Kerry Emanuel presented to us on the revolutions in climatic science. He approached the subject from an interesting perspective. He focused more on the future. More on weather condition predictions. He acknowledged that climate science has a long and illustrious history. Speaking from his long years of experience he pointed out that important discoveries are driven by curiosity about evidence gathering.

Emauel believes in the work of those who did it before him, he gives credit to them for setting a foundation in the field.  He emphasized on Jean Baptiste Joseph who came up with the fourier series and developed early comprehensive theory of how heat flows. He was curious about why the earth’s temperature is what it is.  Baptiste came up with an analogy of heat flow through solids.

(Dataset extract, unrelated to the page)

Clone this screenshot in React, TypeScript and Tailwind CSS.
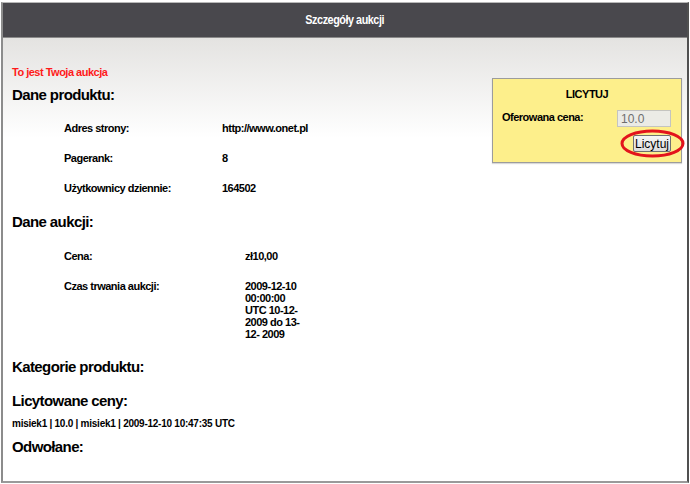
import React from 'react';

const font = { fontFamily: '"Liberation Sans", Arial, sans-serif' };

const productRows = [
  { label: 'Adres strony:', value: 'http://www.onet.pl' },
  { label: 'Pagerank:', value: '8' },
  { label: 'Użytkownicy dziennie:', value: '164502' },
];

const App = () => {
  return (
    <div className="w-[690px] h-[484px] bg-white font-['Liberation_Sans',Arial,sans-serif]">
      <div className="ml-[1px] mt-[2px] w-[688px] h-[481px] border-t border-t-[#b8b8b8] border-l-2 border-l-[#8c8c8c] border-r-2 border-r-[#505050] border-b-2 border-b-[#9a9a9a] flex flex-col">
        {/* Header */}
        <div className="h-[35px] bg-[#49484d] border-b border-b-[#8a8a8a] flex items-center justify-center">
          <span className="text-white text-[12px] font-bold tracking-[-0.5px] inline-block scale-x-[0.9]">Szczegóły aukcji</span>
        </div>

        {/* Content */}
        <div className="flex-1 flex items-start bg-[linear-gradient(to_bottom,#e4e3e1,#ffffff_100px)] text-black">
          <div className="flex-1 pl-[9px] pt-[28px]">
            <div className="text-[11px] leading-[12px] font-bold text-[#ff1a1a] tracking-[-0.5px]">To jest Twoja aukcja</div>

            <h2 className="mt-[8px] text-[15px] leading-[18px] font-bold tracking-[-0.6px]">Dane produktu:</h2>
            <div className="mt-[9px] pl-[52px]">
              {productRows.map((row) => (
                <div key={row.label} className="h-[30px] grid grid-cols-[158px_1fr] items-center text-[11px] font-bold tracking-[-0.5px]">
                  <span>{row.label}</span>
                  <span>{row.value}</span>
                </div>
              ))}
            </div>

            <h2 className="mt-[10px] text-[15px] leading-[18px] font-bold tracking-[-0.6px]">Dane aukcji:</h2>
            <div className="mt-[10px] pl-[52px] text-[11px] font-bold tracking-[-0.5px]">
              <div className="h-[30px] grid grid-cols-[181px_70px] items-center">
                <span>Cena:</span>
                <span>zł10,00</span>
              </div>
              <div className="grid grid-cols-[181px_70px] items-start pt-[9px] pb-[9px] leading-[12px]">
                <span>Czas trwania aukcji:</span>
                <span>
                  2009-12-10<br />00:00:00<br />UTC 10-12-<br />2009 do 13-<br />12- 2009
                </span>
              </div>
            </div>

            <h2 className="mt-[9px] text-[15px] leading-[18px] font-bold tracking-[-0.6px]">Kategorie produktu:</h2>
            <h2 className="mt-[16px] text-[15px] leading-[18px] font-bold tracking-[-0.6px]">Licytowane ceny:</h2>
            <div className="mt-[8px] text-[10px] leading-[12px] font-bold tracking-[-0.25px]">
              misiek1 | 10.0 | misiek1 | 2009-12-10 10:47:35 UTC
            </div>
            <h2 className="mt-[8px] text-[15px] leading-[18px] font-bold tracking-[-0.6px]">Odwołane:</h2>
          </div>

          {/* Bid box */}
          <div className="mt-[40px] mr-[5px] w-[190px] h-[85px] bg-[#fdef8b] border border-[#9c9c9c] shadow-[0_1px_1px_rgba(0,0,0,0.15)] flex flex-col">
            <div className="mt-[9px] text-center text-[11px] leading-[12px] font-bold tracking-[-0.5px]">LICYTUJ</div>
            <div className="mt-[10px] pl-[9px] pr-[10px] flex items-center justify-between">
              <span className="text-[11px] font-bold tracking-[-0.5px] -mt-[3px]">Oferowana cena:</span>
              <input
                disabled
                value="10.0"
                readOnly
                style={font}
                className="w-[54px] h-[17px] bg-[#ebebe6] border border-[#c4c4c0] text-[12px] text-[#6e6e6e] px-[3px] outline-none"
              />
            </div>
            <div className="mt-[8px] pr-[10px] flex justify-end">
              <div className="relative">
                <button
                  style={font}
                  className="w-[38px] h-[17px] p-0 bg-[linear-gradient(to_bottom,#f6f6f6,#dcdcdc)] border border-[#707070] rounded-[2px] text-[12px] leading-[14px] text-black flex items-center justify-center"
                >
                  Licytuj
                </button>
                <svg className="absolute left-[-13px] top-[-6px]" width="65" height="29" viewBox="0 0 65 29">
                  <ellipse cx="32.5" cy="14.5" rx="30.5" ry="12.5" fill="none" stroke="#e3141c" strokeWidth="3" />
                </svg>
              </div>
            </div>
          </div>
        </div>
      </div>
    </div>
  );
};

export default App;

Kerry believes that quantum physics is a very essential field to science and to humanity.  He argues that it should be taught in high school.  He illustrated Max Plack’s experiments, that after several attempts to explain experimentally derived black body curves in 1900. Planck engaged in an act of despair. He later hypothesized that radiant energy is quantisized in discrete packets rather than being continuous. He came with the field of quantum physics.

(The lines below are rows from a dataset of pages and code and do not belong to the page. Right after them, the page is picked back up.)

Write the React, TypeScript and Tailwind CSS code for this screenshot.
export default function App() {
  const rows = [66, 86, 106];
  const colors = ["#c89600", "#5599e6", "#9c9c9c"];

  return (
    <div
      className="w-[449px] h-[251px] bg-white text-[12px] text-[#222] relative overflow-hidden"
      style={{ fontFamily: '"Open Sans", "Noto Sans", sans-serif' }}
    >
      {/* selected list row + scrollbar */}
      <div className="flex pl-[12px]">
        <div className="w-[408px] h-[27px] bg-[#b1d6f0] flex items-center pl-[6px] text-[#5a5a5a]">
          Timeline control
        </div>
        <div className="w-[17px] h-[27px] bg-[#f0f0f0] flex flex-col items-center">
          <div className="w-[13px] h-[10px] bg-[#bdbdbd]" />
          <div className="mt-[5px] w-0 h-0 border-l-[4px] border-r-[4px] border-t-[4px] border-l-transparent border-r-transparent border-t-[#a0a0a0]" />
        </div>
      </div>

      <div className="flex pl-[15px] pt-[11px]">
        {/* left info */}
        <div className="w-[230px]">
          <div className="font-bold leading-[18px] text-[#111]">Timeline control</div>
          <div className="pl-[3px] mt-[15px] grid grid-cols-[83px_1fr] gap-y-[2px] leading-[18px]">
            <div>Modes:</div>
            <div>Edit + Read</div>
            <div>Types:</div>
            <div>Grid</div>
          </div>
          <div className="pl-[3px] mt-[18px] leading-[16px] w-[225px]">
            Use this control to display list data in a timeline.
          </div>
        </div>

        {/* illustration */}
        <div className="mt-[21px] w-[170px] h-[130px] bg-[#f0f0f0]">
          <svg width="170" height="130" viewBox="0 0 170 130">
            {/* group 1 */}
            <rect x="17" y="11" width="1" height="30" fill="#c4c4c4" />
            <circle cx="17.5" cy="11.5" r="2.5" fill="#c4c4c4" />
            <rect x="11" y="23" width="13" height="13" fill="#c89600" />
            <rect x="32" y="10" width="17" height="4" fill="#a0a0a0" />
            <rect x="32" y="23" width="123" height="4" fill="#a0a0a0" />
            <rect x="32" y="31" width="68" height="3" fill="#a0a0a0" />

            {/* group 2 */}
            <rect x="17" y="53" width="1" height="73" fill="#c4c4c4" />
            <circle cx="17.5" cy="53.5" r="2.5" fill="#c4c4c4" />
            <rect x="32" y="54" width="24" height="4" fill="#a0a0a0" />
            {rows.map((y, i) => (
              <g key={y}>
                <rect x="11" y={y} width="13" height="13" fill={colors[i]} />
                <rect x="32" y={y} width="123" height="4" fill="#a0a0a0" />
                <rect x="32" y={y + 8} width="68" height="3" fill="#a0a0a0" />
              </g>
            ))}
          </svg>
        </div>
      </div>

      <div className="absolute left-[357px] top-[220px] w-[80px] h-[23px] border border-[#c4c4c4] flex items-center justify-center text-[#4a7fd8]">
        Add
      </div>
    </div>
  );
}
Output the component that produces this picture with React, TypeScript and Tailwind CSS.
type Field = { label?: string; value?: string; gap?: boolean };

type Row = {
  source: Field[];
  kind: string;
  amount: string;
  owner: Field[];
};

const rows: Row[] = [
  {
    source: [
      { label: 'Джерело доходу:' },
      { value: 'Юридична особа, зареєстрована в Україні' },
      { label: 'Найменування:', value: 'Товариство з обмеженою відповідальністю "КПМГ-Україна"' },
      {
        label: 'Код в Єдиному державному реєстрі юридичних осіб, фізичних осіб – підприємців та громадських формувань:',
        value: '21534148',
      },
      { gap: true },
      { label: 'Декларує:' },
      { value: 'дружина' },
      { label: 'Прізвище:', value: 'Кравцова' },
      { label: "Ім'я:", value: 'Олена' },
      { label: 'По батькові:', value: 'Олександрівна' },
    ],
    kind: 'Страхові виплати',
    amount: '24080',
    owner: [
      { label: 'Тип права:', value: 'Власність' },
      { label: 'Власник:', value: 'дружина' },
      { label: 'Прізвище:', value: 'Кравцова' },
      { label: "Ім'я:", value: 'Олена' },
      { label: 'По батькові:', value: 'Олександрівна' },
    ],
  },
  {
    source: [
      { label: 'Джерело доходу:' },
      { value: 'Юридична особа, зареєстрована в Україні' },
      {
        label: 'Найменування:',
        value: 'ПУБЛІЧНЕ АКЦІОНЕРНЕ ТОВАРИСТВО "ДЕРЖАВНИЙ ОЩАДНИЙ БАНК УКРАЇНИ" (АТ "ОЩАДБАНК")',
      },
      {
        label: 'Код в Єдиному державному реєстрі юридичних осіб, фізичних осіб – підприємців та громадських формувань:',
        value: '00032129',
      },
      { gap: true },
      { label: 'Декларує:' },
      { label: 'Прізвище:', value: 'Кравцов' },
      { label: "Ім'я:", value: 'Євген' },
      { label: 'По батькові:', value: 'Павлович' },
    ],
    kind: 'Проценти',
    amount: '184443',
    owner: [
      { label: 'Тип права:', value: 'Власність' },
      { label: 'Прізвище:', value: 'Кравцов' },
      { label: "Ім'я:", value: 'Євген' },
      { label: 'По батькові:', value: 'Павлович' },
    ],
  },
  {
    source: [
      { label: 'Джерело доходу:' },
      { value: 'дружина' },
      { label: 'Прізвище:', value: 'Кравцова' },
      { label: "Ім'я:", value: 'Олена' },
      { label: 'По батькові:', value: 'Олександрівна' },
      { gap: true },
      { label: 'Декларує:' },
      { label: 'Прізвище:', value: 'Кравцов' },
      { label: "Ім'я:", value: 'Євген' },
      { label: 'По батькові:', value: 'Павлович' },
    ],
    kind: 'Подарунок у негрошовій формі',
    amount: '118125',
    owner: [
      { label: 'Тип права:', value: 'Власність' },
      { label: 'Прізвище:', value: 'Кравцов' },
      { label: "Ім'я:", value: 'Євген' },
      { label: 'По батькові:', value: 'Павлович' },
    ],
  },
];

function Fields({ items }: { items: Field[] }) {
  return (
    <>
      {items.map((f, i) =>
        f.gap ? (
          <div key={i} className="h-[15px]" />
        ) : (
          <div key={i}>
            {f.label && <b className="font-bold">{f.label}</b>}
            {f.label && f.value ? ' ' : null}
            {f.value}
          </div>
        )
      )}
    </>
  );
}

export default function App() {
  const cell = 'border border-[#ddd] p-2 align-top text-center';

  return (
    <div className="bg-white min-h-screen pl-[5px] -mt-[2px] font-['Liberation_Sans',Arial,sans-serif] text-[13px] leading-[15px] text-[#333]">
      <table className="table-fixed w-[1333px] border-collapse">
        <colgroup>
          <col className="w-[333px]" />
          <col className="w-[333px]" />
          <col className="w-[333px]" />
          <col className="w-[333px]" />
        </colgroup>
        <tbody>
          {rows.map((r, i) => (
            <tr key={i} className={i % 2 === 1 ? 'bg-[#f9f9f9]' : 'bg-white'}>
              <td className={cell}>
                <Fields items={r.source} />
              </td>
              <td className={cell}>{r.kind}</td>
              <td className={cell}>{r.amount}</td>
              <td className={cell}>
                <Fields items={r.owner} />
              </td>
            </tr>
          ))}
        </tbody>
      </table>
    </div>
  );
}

All these physicists and mathematicians got the modern world thinking that we are finally on a path toward controlling climate. These are creditable developments, but the world is still a very long way from preventing profound long-term climate change. Getting serious about climate change would require more than nibbling around the edges of energy policy.There’s always a fine balance in gauging how to convey the value of incremental progress against the scale of a huge problem. Putting too much weight in small steps can obscure glaring gaps in addressing the grander challenge. I see the prospect of slow but substantial and productive shifts in the human enterprise.